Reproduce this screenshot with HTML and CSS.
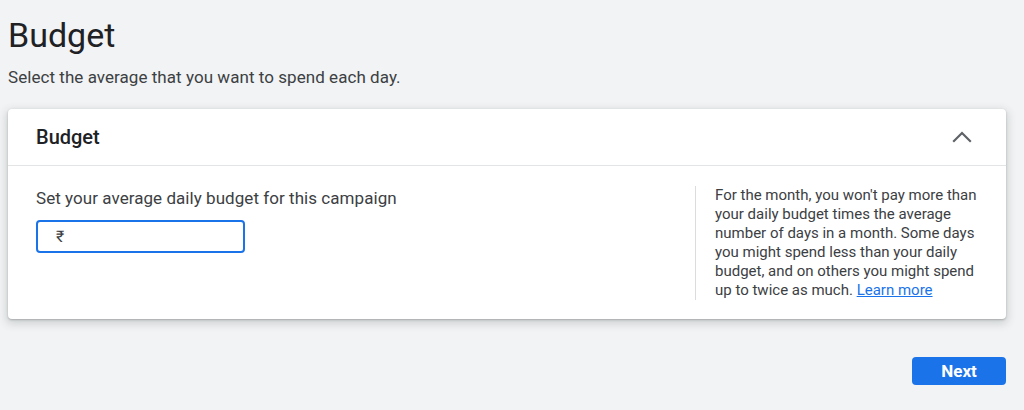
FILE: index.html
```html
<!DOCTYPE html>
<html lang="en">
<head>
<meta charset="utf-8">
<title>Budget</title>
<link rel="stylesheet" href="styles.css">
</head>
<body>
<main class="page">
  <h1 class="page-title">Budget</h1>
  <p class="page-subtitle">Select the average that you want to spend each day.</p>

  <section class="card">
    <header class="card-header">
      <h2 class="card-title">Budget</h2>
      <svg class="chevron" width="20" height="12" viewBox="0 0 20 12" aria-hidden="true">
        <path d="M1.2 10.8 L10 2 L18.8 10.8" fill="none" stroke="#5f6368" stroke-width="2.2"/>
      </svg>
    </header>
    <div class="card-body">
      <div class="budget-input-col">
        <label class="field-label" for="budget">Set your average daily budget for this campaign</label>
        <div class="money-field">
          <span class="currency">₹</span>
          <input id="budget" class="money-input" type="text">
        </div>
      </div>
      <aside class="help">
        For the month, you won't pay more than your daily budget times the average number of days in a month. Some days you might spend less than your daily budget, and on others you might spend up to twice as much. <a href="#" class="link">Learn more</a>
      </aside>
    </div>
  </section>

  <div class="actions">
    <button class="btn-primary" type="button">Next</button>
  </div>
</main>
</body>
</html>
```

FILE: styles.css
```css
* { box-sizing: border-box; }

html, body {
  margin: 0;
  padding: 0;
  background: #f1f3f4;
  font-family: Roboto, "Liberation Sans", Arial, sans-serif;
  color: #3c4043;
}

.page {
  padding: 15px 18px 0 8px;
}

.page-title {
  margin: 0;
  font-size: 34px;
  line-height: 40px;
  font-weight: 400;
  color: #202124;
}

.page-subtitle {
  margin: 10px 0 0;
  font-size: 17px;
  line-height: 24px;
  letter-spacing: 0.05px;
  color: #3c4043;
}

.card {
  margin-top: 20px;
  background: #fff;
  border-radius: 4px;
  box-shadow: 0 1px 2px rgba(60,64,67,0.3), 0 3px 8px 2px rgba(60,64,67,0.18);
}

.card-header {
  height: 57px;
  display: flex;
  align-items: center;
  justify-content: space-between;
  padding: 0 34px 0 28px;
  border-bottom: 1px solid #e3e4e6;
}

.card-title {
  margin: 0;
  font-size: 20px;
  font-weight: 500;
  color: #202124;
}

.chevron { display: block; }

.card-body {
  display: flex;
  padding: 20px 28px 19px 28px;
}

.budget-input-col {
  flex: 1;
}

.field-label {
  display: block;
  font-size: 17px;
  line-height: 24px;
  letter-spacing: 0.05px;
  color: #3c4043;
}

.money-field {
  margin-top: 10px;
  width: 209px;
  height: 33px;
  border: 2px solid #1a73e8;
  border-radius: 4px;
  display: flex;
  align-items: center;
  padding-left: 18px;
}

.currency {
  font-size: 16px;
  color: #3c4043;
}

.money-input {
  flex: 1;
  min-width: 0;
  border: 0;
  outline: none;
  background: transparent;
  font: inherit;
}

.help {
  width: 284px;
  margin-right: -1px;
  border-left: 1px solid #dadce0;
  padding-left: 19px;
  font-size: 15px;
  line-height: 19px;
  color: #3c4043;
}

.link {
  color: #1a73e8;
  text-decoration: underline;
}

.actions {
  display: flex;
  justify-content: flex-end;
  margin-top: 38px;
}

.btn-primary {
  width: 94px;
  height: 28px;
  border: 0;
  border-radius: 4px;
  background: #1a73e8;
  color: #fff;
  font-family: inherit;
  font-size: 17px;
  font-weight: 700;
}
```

**Request**. Reproduce the material word for word, minus the images.

**Task answer**.
Reproduce this screenshot with HTML and CSS.
FILE: index.html
```html
<!DOCTYPE html>
<html lang="en">
<head>
<meta charset="utf-8">
<title>Budget</title>
<link rel="stylesheet" href="styles.css">
</head>
<body>
<main class="page">
  <h1 class="page-title">Budget</h1>
  <p class="page-subtitle">Select the average that you want to spend each day.</p>

  <section class="card">
    <header class="card-header">
      <h2 class="card-title">Budget</h2>
      <svg class="chevron" width="20" height="12" viewBox="0 0 20 12" aria-hidden="true">
        <path d="M1.2 10.8 L10 2 L18.8 10.8" fill="none" stroke="#5f6368" stroke-width="2.2"/>
      </svg>
    </header>
    <div class="card-body">
      <div class="budget-input-col">
        <label class="field-label" for="budget">Set your average daily budget for this campaign</label>
        <div class="money-field">
          <span class="currency">₹</span>
          <input id="budget" class="money-input" type="text">
        </div>
      </div>
      <aside class="help">
        For the month, you won't pay more than your daily budget times the average number of days in a month. Some days you might spend less than your daily budget, and on others you might spend up to twice as much. <a href="#" class="link">Learn more</a>
      </aside>
    </div>
  </section>

  <div class="actions">
    <button class="btn-primary" type="button">Next</button>
  </div>
</main>
</body>
</html>
```

FILE: styles.css
```css
* { box-sizing: border-box; }

html, body {
  margin: 0;
  padding: 0;
  background: #f1f3f4;
  font-family: Roboto, "Liberation Sans", Arial, sans-serif;
  color: #3c4043;
}

.page {
  padding: 15px 18px 0 8px;
}

.page-title {
  margin: 0;
  font-size: 34px;
  line-height: 40px;
  font-weight: 400;
  color: #202124;
}

.page-subtitle {
  margin: 10px 0 0;
  font-size: 17px;
  line-height: 24px;
  letter-spacing: 0.05px;
  color: #3c4043;
}

.card {
  margin-top: 20px;
  background: #fff;
  border-radius: 4px;
  box-shadow: 0 1px 2px rgba(60,64,67,0.3), 0 3px 8px 2px rgba(60,64,67,0.18);
}

.card-header {
  height: 57px;
  display: flex;
  align-items: center;
  justify-content: space-between;
  padding: 0 34px 0 28px;
  border-bottom: 1px solid #e3e4e6;
}

.card-title {
  margin: 0;
  font-size: 20px;
  font-weight: 500;
  color: #202124;
}

.chevron { display: block; }

.card-body {
  display: flex;
  padding: 20px 28px 19px 28px;
}

.budget-input-col {
  flex: 1;
}

.field-label {
  display: block;
  font-size: 17px;
  line-height: 24px;
  letter-spacing: 0.05px;
  color: #3c4043;
}

.money-field {
  margin-top: 10px;
  width: 209px;
  height: 33px;
  border: 2px solid #1a73e8;
  border-radius: 4px;
  display: flex;
  align-items: center;
  padding-left: 18px;
}

.currency {
  font-size: 16px;
  color: #3c4043;
}

.money-input {
  flex: 1;
  min-width: 0;
  border: 0;
  outline: none;
  background: transparent;
  font: inherit;
}

.help {
  width: 284px;
  margin-right: -1px;
  border-left: 1px solid #dadce0;
  padding-left: 19px;
  font-size: 15px;
  line-height: 19px;
  color: #3c4043;
}

.link {
  color: #1a73e8;
  text-decoration: underline;
}

.actions {
  display: flex;
  justify-content: flex-end;
  margin-top: 38px;
}

.btn-primary {
  width: 94px;
  height: 28px;
  border: 0;
  border-radius: 4px;
  background: #1a73e8;
  color: #fff;
  font-family: inherit;
  font-size: 17px;
  font-weight: 700;
}
```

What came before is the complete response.